The outcome is uniform performance: a warmed runtime that does not churn, pooled connections that do not thrash, caches that hit predictably, database queries that behave, and proof that each change moves the needle in the right direction.
Table
Common Mistakes
- Treating OPcache as infinite and letting eviction churn spike latency after deploys.
- Enabling JIT blindly on all hosts without endpoint level benchmarks and rollback.
- Opening new database connections per request, creating handshake storms and lock contention.
- Caching without versioned keys or dogpile protection, causing stale data or stampedes.
- Allowing unbounded queries and N plus one patterns into templates.
- Running slow batch work synchronously in the request path.
- Proving wins with anecdotal timing rather than Blackfire traces and controlled load tests.
- Deploying all workers at once and cold starting caches, producing avoidable tail spikes.
Sample Answers
Junior:
“I size OPcache so code fits and disable timestamps in production. I use persistent database connections and cache hot data in Redis with versioned keys. I remove N plus one queries and measure endpoints with Blackfire before and after changes.”
Mid:
“I run cautious JIT where benchmarks show gains, keep connection pools capped with timeouts, and apply layered caching with dogpile locks. I shape queries for indexes and paginate consistently. I validate with k6 load tests that report p95, error rates, and resource headroom.”
Senior:
“I design for predictability: warmed OPcache, conservative JIT, pooled connections with bulkheads, and cache strategies that avoid stampedes. Queries are sargable and read models serve dashboards. I prove improvements with Blackfire call graphs and reproducible load tests, and I deploy via rolling restarts with cache prefill and instant rollback if error budgets burn.”
Evaluation Criteria
A strong answer shows a predictable PHP performance plan: sized OPcache with stable settings, thoughtful JIT use with benchmarks and rollback, connection pooling with caps and timeouts, layered caching with versioned keys and dogpile prevention, and disciplined query shaping with indexes and pagination. It must include proof through Blackfire or Xdebug profiling and repeatable load tests that track p50, p95, p99, error rates, and headroom. Red flags include reliance on anecdotes, lack of pooling, naive caching, and unbounded queries, or enabling JIT everywhere without measurement.
Preparation Tips
- Capture a Blackfire baseline on two slow endpoints and note wall time hotspots and I and O waits.

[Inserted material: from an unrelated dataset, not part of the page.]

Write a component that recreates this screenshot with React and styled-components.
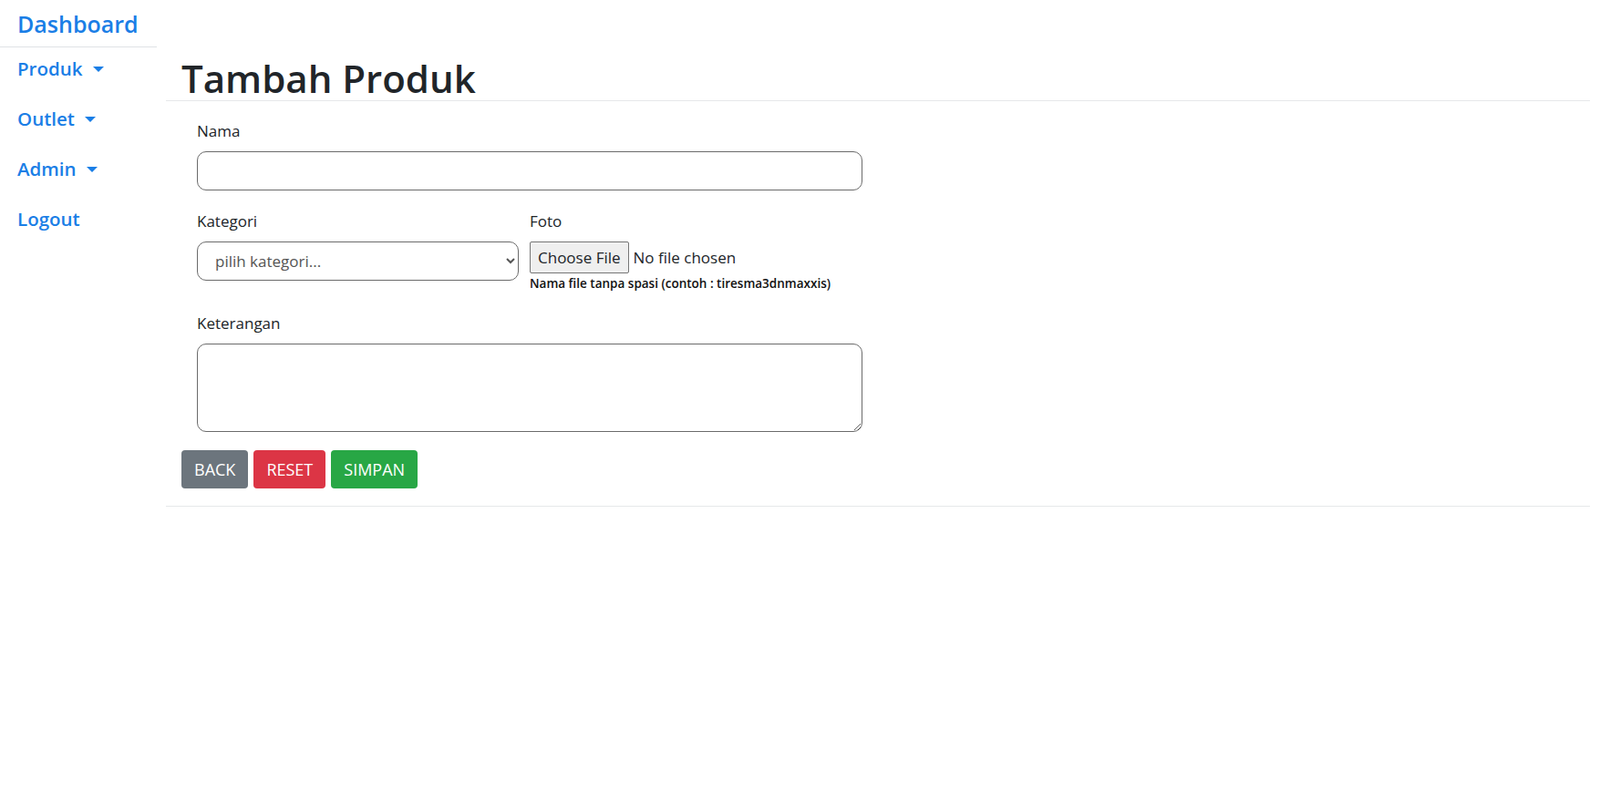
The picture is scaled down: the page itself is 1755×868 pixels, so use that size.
import React from "react";
import styled, { createGlobalStyle } from "styled-components";

const GlobalStyle = createGlobalStyle`
  html, body {
    margin: 0;
    padding: 0;
    background: #fff;
  }
  body {
    font-family: "Open Sans", "Noto Sans", "Liberation Sans", sans-serif;
    color: #212529;
  }
  * {
    box-sizing: border-box;
  }
`;

function App() {
  return (
    <Page>
      <GlobalStyle />
      <Sidebar>
        <Brand href="#">Dashboard</Brand>
        <NavList>
          <NavItem>
            <NavLink href="#" dropdown>
              Produk
            </NavLink>
          </NavItem>
          <NavItem>
            <NavLink href="#" dropdown>
              Outlet
            </NavLink>
          </NavItem>
          <NavItem>
            <NavLink href="#" dropdown>
              Admin
            </NavLink>
          </NavItem>
          <NavItem>
            <NavLink href="#">Logout</NavLink>
          </NavItem>
        </NavList>
      </Sidebar>
      <Main>
        <Header>
          <Title>Tambah Produk</Title>
        </Header>
        <Form onSubmit={(e) => e.preventDefault()}>
          <Fields>
            <FormGroup>
              <Label>Nama</Label>
              <TextInput type="text" />
            </FormGroup>
            <FormRow>
              <FormGroup>
                <Label>Kategori</Label>
                <Select defaultValue="">
                  <option value="">pilih kategori...</option>
                </Select>
              </FormGroup>
              <FormGroup>
                <Label>Foto</Label>
                <FileInput type="file" />
                <Hint>Nama file tanpa spasi (contoh : tiresma3dnmaxxis)</Hint>
              </FormGroup>
            </FormRow>
            <FormGroup>
              <Label>Keterangan</Label>
              <TextArea />
            </FormGroup>
          </Fields>
          <ButtonRow>
            <Button type="button" variant="secondary">
              Back
            </Button>
            <Button type="reset" variant="danger">
              Reset
            </Button>
            <Button type="submit" variant="success">
              Simpan
            </Button>
          </ButtonRow>
        </Form>
      </Main>
    </Page>
  );
}

const Page = styled.div`
  display: flex;
  min-height: 100vh;
`;

const Sidebar = styled.nav`
  width: 172px;
  flex-shrink: 0;
`;

const Brand = styled.a`
  display: block;
  padding: 6px 19px 4px;
  font-size: 25px;
  line-height: 41px;
  font-weight: 600;
  color: #1a7ee6;
  text-decoration: none;
  border-bottom: 1px solid #dfe2e5;
`;

const NavList = styled.ul`
  list-style: none;
  margin: -4.5px 0 0;
  padding: 0;
`;

const NavItem = styled.li`
  height: 55px;
`;

const NavLink = styled.a`
  display: flex;
  align-items: center;
  height: 100%;
  padding: 0 19px;
  font-size: 20.5px;
  font-weight: 600;
  color: #1a7ee6;
  text-decoration: none;

  &::after {
    content: ${(p) => (p.dropdown ? "''" : "none")};
    display: inline-block;
    margin-left: 11px;
    margin-top: 2px;
    border-top: 6px solid currentColor;
    border-left: 6px solid transparent;
    border-right: 6px solid transparent;
  }
`;

const Main = styled.main`
  flex: 1;
  padding: 0 11px 0 10px;
`;

const Header = styled.div`
  padding: 61px 17px 0;
  border-bottom: 1px solid #e6e8ea;
`;

const Title = styled.h1`
  margin: 0;
  font-size: 42px;
  line-height: 49px;
  font-weight: 600;
  color: #212529;
`;

const Form = styled.form`
  padding: 18.5px 17px 18.5px;
  border-bottom: 1px solid #e6e8ea;
`;

const Fields = styled.div`
  width: 764px;
  padding-left: 17px;
  padding-right: 17px;
`;

const FormGroup = styled.div`
  margin-bottom: 19.5px;
`;

const FormRow = styled.div`
  display: grid;
  grid-template-columns: 353px 1fr;
  column-gap: 12px;
`;

const Label = styled.label`
  display: block;
  margin-bottom: 8.5px;
  font-size: 17px;
  line-height: 27.5px;
  color: #212529;
`;

const fieldBorder = "1px solid #6b6b6b";

const TextInput = styled.input`
  display: block;
  width: 100%;
  height: 43.5px;
  padding: 0 14px;
  border: ${fieldBorder};
  border-radius: 10px;
  font: inherit;
  font-size: 17px;
  background: #fff;
  outline: none;
`;

const Select = styled.select`
  display: block;
  width: 100%;
  height: 43px;
  padding: 0 10px 0 15px;
  border: ${fieldBorder};
  border-radius: 10px;
  font-family: inherit;
  font-size: 17px;
  color: #555;
  background: #fff;
`;

const FileInput = styled.input`
  display: block;
  height: 35px;
  font-family: inherit;
  font-size: 17px;
  color: #212529;

  &::file-selector-button {
    height: 35px;
    margin-right: 5px;
    padding: 0 8px;
    font-family: inherit;
    font-size: 17px;
    color: #212529;
    background: #efefef;
    border: 1px solid #767676;
    border-radius: 2px;
  }
`;

const Hint = styled.small`
  display: block;
  margin-top: 1.5px;
  font-size: 13.5px;
  line-height: 20px;
  font-weight: 600;
  color: #111;
`;

const TextArea = styled.textarea`
  display: block;
  width: 100%;
  height: 97.5px;
  padding: 8px 14px;
  border: ${fieldBorder};
  border-radius: 10px;
  font: inherit;
  font-size: 17px;
  resize: vertical;
  outline: none;
`;

const buttonColors = {
  secondary: "#6c757d",
  danger: "#dc3545",
  success: "#28a745",
};

const ButtonRow = styled.div`
  display: flex;
  gap: 6px;
`;

const Button = styled.button`
  height: 42.5px;
  padding: 0 14px;
  border: none;
  border-radius: 4px;
  font-family: inherit;
  font-size: 18px;
  text-transform: uppercase;
  color: #fff;
  background: ${(p) => buttonColors[p.variant]};
  cursor: pointer;
`;

export default App;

- Right size OPcache and disable timestamps; run a warmup script and compare first hit versus warmed latency.
- Introduce persistent connections or a pooler, set timeouts and circuit breakers, and measure handshake rates.
- Add Redis caching for a hot query with versioned keys and a dogpile lock; record hit ratio changes.
- Shape the slowest query: add an aligned composite index and replace unbounded scans with pagination; verify with EXPLAIN.
- Enable JIT in a canary group only; benchmark targeted endpoints and prepare a rollback.
- Build a k6 test that replays realistic traffic and reports p50, p95, p99, error rates, CPU, and memory; store results for comparison.
- Deploy with rolling restarts and prewarming; confirm no tail spikes.
Real-world Context
An e commerce site removed deploy related tail spikes by right sizing OPcache, disabling timestamps, and running warmups, which cut first hit latency by half. A media portal introduced persistent database connections and a small pooler, reducing handshake timeouts during traffic bursts. A marketplace added dogpile safe Redis caching and aligned composite indexes; p95 fell and variance shrank markedly. After cautious JIT enablement on compute heavy endpoints and a rollback flag, CPU dropped without regressions. All changes were proven by Blackfire call graphs and k6 tests that tracked latency, error rates, and resource headroom across releases.
Key Takeaways
- Size and warm OPcache; use conservative JIT with benchmarks and rollback.
- Reuse connections with pooling, caps, timeouts, and circuit breakers.
- Layer caches with versioned keys and dogpile protection.
- Shape queries for sargability and paginate.
- Prove gains with Blackfire profiling and repeatable load tests before and after changes.
Practice Exercise
Scenario:
Your PHP service shows unstable p95 during promotions. Deploys cause cold spikes, database handshakes surge, and a few endpoints have unpredictable tails. You must deliver predictability, not just lower averages.
Tasks:
- Capture Blackfire traces for the three slowest endpoints in staging. Identify userland hot paths, I and O waits, and N plus one patterns.
- Size OPcache to fit all scripts with headroom, disable timestamps, and add a warmup script that hits key routes and primes application caches post deploy.
- Introduce persistent database connections or a pooler with caps, timeouts, and circuit breakers. Add keep alive to HTTP clients and bulkheads per host.
- Implement Redis caching for two hot queries with versioned keys and a dogpile lock. Add hit ratio and latency dashboards.
- Shape the worst query: create an aligned composite index, narrow selects, and enforce pagination; verify with EXPLAIN and measure DB time.
- Enable JIT on one compute heavy endpoint in a canary only. Record before and after latency and CPU. Keep a rollback toggle.
- Build a k6 test that replays traffic mix with cold and warm phases. Track p50, p95, p99, error rates, CPU, memory, connection counts, and cache hits.
- Roll out via a rolling restart with prewarm. Compare metrics; if error budgets burn, roll back automatically and attach traces for analysis.
Deliverable:
A measured plan and report that demonstrates predictable PHP performance through warmed OPcache and JIT tuning, safe pooling, layered caching, disciplined query shaping, and verifiable gains with Blackfire and reproducible load tests.